逮捕されても送検されない場合
1 微罪処分
検察が管内の警察に特定の極めて軽微な微罪事件を指定し、それらの事件については、送致をしなくてよいという取扱いが微罪処分です。
逮捕されたら、多くの場合、48時間以内に、検察に身柄を送致されます。
もっとも、それは、あくまで留置の必要があるときです。
極めて軽微な事案であり、被疑事実を素直に認め、捜査に協力的であり、示談が成立したことにより被害回復が十分にされ、被害者からお許しをいただき、防犯カメラの動画データ等客観的な証拠はすべて警察が押収済みのため具体的な証拠隠滅のおそれがなく、被疑者に住宅ローンを組んだばかりの住居があり、同居の親族等被疑者への関心が高い身元引受人もおり、定職に長期間ついており、逃亡のおそれもなく、前科前歴もない等の事情がある場合はどうでしょう。
数の限られた留置施設に、限られた予算を使って被疑者を閉じ込め、人身の自由という人権を制約する必要性は下がるでしょう。
警察よりマンパワーの少ない検察に警察が逮捕した事件のすべてを送致したら、いかに検察が優秀とはいえ、検察の処理能力の限界を超えてしまうでしょう。
そこで、検察が指定した一定の類型の事件に限り、警察の判断で、検察に送致しないこととしているのです。
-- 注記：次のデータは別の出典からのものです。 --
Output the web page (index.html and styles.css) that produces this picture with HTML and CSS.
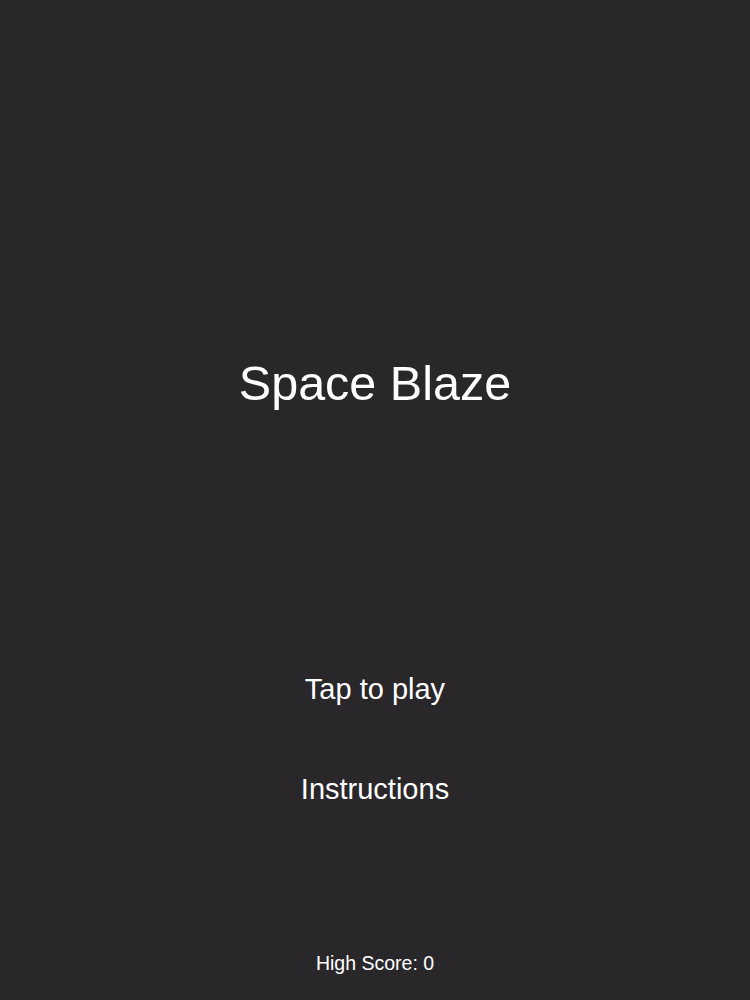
FILE: index.html
```html
<!DOCTYPE html>
<html lang="en">
<head>
	<meta charset="UTF-8">
	<meta name="viewport" content="width=device-width, initial-scale=1.0">
	<title>Space Blaze</title>
	<link rel="stylesheet" href="styles.css">
</head>
<body>
<div class="menu">
	<h1 class="game-title">Space Blaze</h1>
	<div class="menu-options">
		<a href="#" class="menu-item">Tap to play</a>
		<a href="#" class="menu-item">Instructions</a>
	</div>
	<p class="high-score">High Score: 0</p>
</div>
</body>
</html>
```

FILE: styles.css
```css
:root {
    --background: #29272a;
    --text: #ffffff;
}

* {
    margin: 0;
    padding: 0;
    box-sizing: border-box;
    font-family: 'Liberation Sans', Arial, sans-serif;
}

body {
    background: var(--background);
    color: var(--text);
    min-height: 100vh;
    overflow: hidden;
}

.menu {
    display: flex;
    flex-direction: column;
    align-items: center;
    padding-top: 355px;
}

.game-title {
    font-size: 48.5px;
    font-weight: 400;
    line-height: 56px;
}

.menu-options {
    display: flex;
    flex-direction: column;
    align-items: center;
    gap: 60px;
    margin-top: 258px;
}

.menu-item {
    color: var(--text);
    text-decoration: none;
    font-size: 29px;
    line-height: 40px;
}

.high-score {
    margin-top: 140px;
    font-size: 19.5px;
    line-height: 28px;
}
```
イメージ的には、検察の起訴猶予(有罪にできる証拠は十分あるけど、人生をやり直すチャンスを1回だけあげるから、今回に限り不起訴にしてあげます。)の権限の一部が警察に委ねられているともいえます。
2 逮捕の場合はハードルが高い
もっとも、逮捕の場合、48時間以内に検察に送致しなければならないため、48時間以内に接見室で弁護士と打合せし、弁護士が被害者側と接触し、示談を成立させることは、極めてハードルは高いです。
接見希望を出しても、弁護士が留置施設の近くにいて、すぐ接見できるとは限りません。
弁護士が警察に被害者の連絡先を教えるよう頼み、警察が被害者に連絡しても、被害者がすぐ電話に出て、教えてよいと即答するとも限りません。
被害者が警察に連絡先を教えて警察が弁護士にそれを伝え、弁護士が被害者に連絡しても、示談する、示談金はいくらでよい、と即答するとは限りません。
金額の折り合いが付くまで時間はかかります。
弁護士が被害者と会う場合、お互いの日時の調整も必要です。
このように、48時間はあっという間に経過してしまうため、逮捕の場合で微罪処分になることは稀です。